The main cause of death in cancer patients with brain metastasis is not the brain lesion itself, but progression of systemic disease. ¹⁶ Therefore, systemic treatment should be considered seriously in NPC patients who develop brain metastases, especially in patients with other organ involvement concurrently. Unlike patients in previous studies, in addition to radiotherapy, our patient also received chemotherapy, WBRT, and immunotherapy with camrelizumab, an immune checkpoint inhibitor that is widely used in metastatic NPC. ¹⁷ As of June 2022, CR of the brain lesion had been achieved for 6 months without obvious neurological impairment, and the lung metastases remained stable under immunotherapy alone.

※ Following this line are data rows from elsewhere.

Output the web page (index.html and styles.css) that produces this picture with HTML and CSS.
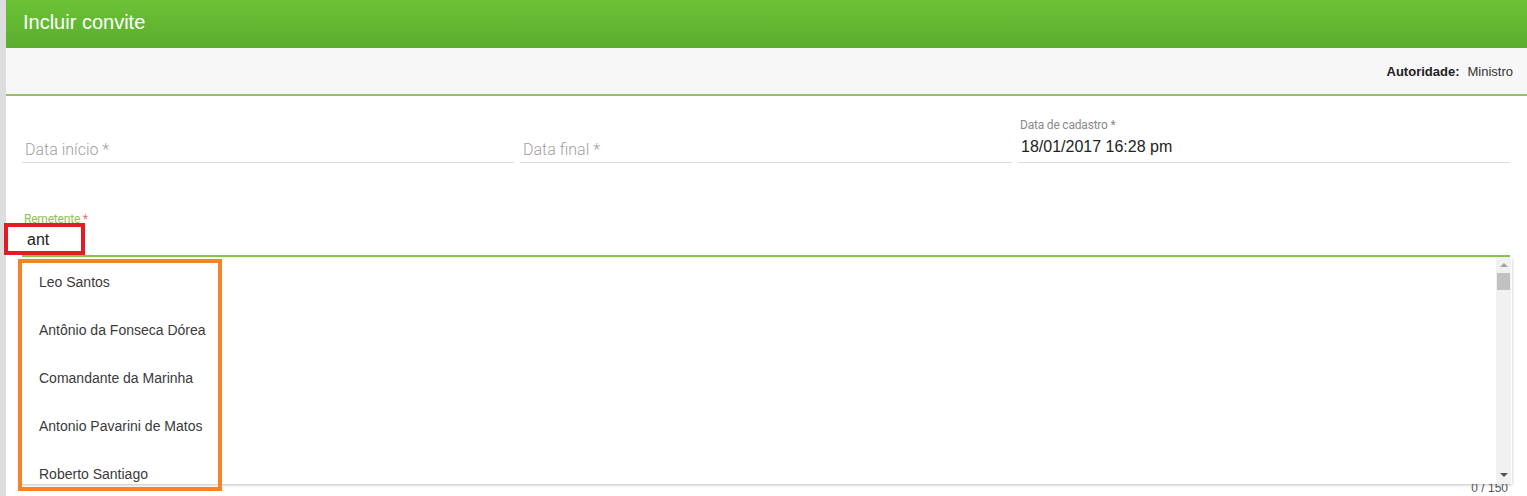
FILE: index.html
```html
<!DOCTYPE html>
<html lang="pt-BR">
<head>
<meta charset="utf-8">
<title>Incluir convite</title>
<link rel="stylesheet" href="styles.css">
</head>
<body>
<div class="page">
  <div class="strip"></div>
  <div class="main">
    <header class="header">Incluir convite</header>
    <div class="subbar"><b>Autoridade:</b><span>Ministro</span></div>
    <div class="form">
      <div class="row">
        <div class="field">
          <div class="label"></div>
          <div class="input placeholder">Data início *</div>
        </div>
        <div class="field">
          <div class="label"></div>
          <div class="input placeholder">Data final *</div>
        </div>
        <div class="field">
          <div class="label">Data de cadastro *</div>
          <div class="input value">18/01/2017 16:28 pm</div>
        </div>
      </div>
      <div class="field focused">
        <div class="label green">Remetente <span class="req">*</span></div>
        <div class="input value">ant</div>
        <div class="menu">
          <div class="items">
            <div class="item">Leo Santos</div>
            <div class="item">Antônio da Fonseca Dórea</div>
            <div class="item">Comandante da Marinha</div>
            <div class="item">Antonio Pavarini de Matos</div>
            <div class="item">Roberto Santiago</div>
          </div>
          <div class="scroll">
            <div class="arrow up"></div>
            <div class="thumb"></div>
            <div class="track"></div>
            <div class="arrow down"></div>
          </div>
        </div>
      </div>
      <div class="counter">0 / 150</div>
    </div>
  </div>
</div>
<div class="mark red"></div>
<div class="mark orange"></div>
</body>
</html>
```
FILE: styles.css
```css
html, body {
  margin: 0;
  padding: 0;
  background: #ffffff;
  font-family: "Liberation Sans", Arial, sans-serif;
  width: 1527px;
  height: 496px;
  overflow: hidden;
}
.page {
  display: flex;
  height: 496px;
}
.strip {
  width: 6px;
  background: #dddddd;
  flex: none;
}
.main {
  flex: 1;
  display: flex;
  flex-direction: column;
  min-width: 0;
}
.header {
  height: 48px;
  box-sizing: border-box;
  padding-left: 17px;
  display: flex;
  align-items: center;
  color: #ffffff;
  font-size: 20px;
  background: linear-gradient(#6cc236, #5aad2e);
  padding-bottom: 3px;
}
.subbar {
  height: 46px;
  background: #f7f7f7;
  border-bottom: 2px solid #94bd64;
  display: flex;
  justify-content: flex-end;
  align-items: center;
  gap: 8px;
  padding-right: 14px;
  font-size: 13px;
  color: #333333;
}
.subbar b { color: #222; }
.form {
  padding: 22px 17px 0 16px;
  display: flex;
  flex-direction: column;
}
.row {
  display: grid;
  grid-template-columns: 1fr 1fr 1fr;
  gap: 6px;
  margin-bottom: 48px;
}
.field {
  position: relative;
  border-bottom: 1px solid #dddddd;
}
.label {
  height: 14px;
  font-family: Roboto, "Liberation Sans", sans-serif;
  font-weight: 400;
  font-size: 12px;
  line-height: 14px;
  color: #8a8a8a;
  padding-left: 2px;
  letter-spacing: -0.2px;
}
.label.green { color: #8bc34a; padding-top: 1px; }
.req { color: #e57373; }
.input {
  height: 30px;
  line-height: 30px;
  padding-left: 3px;
  font-size: 16px;
}
.placeholder {
  font-family: Roboto, "Liberation Sans", sans-serif;
  font-weight: 300;
  color: #a0a0a0;
  padding-top: 3px;
  box-sizing: border-box;
}
.value { color: #222222; }
.focused {
  border-bottom: 2px solid #8bc34a;
}
.focused .label { height: 13px; }
.focused .input { padding-left: 5px; }
.menu {
  position: absolute;
  left: -2px;
  right: -2px;
  top: 47px;
  height: 226px;
  background: #ffffff;
  box-shadow: 0 1px 3px rgba(0,0,0,0.25);
  display: flex;
  overflow: hidden;
  z-index: 2;
}
.items { flex: 1; }
.item {
  height: 48px;
  line-height: 48px;
  padding-left: 19px;
  font-size: 14px;
  color: #3a3a3a;
}
.scroll {
  width: 15px;
  background: #f1f1f1;
  display: flex;
  flex-direction: column;
  align-items: center;
  margin-right: 1px;
}
.arrow {
  width: 0;
  height: 0;
  border-left: 4px solid transparent;
  border-right: 4px solid transparent;
}
.arrow.up {
  margin-top: 5px;
  border-bottom: 4px solid #a3a3a3;
}
.arrow.down {
  margin-bottom: 7px;
  border-top: 4px solid #505050;
}
.thumb {
  margin-top: 6px;
  width: 13px;
  height: 17px;
  background: #c1c1c1;
}
.track { flex: 1; }
.counter {
  margin-top: 224px;
  text-align: right;
  font-size: 12px;
  color: #555555;
  padding-right: 2px;
}
.mark {
  position: absolute;
  box-sizing: border-box;
  z-index: 5;
}
.mark.red {
  left: 4px;
  top: 223px;
  width: 81px;
  height: 32px;
  border: 4px solid #e31b23;
}
.mark.orange {
  left: 18px;
  top: 259px;
  width: 204px;
  height: 232px;
  border: 4px solid #f6832a;
}
```
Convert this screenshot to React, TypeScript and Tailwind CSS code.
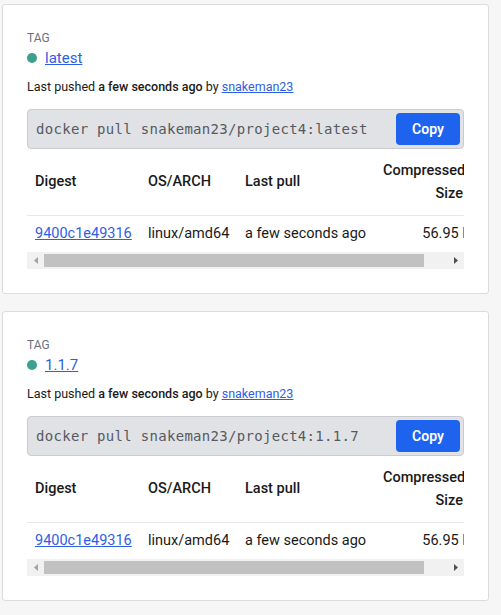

In conclusion, NPC is not a tumor with brain tropism, and the underlying mechanisms of metastasis to this uncommon site remain unclear. Hematogenous NPC cell spread to the CNS may be the most probable route, as opposed to the CSF, especially for patients with earlier initial tumor T stage and other organ involvement. Although there is no standard treatment for brain metastasis of NPC, the combination of surgery and radiotherapy appears best. Given the satisfactory short-term effects achieved with combined therapy in our patient, we suggest this alternative regimen to treat this rare brain metastases in similar cases, until a better treatment mode is identified.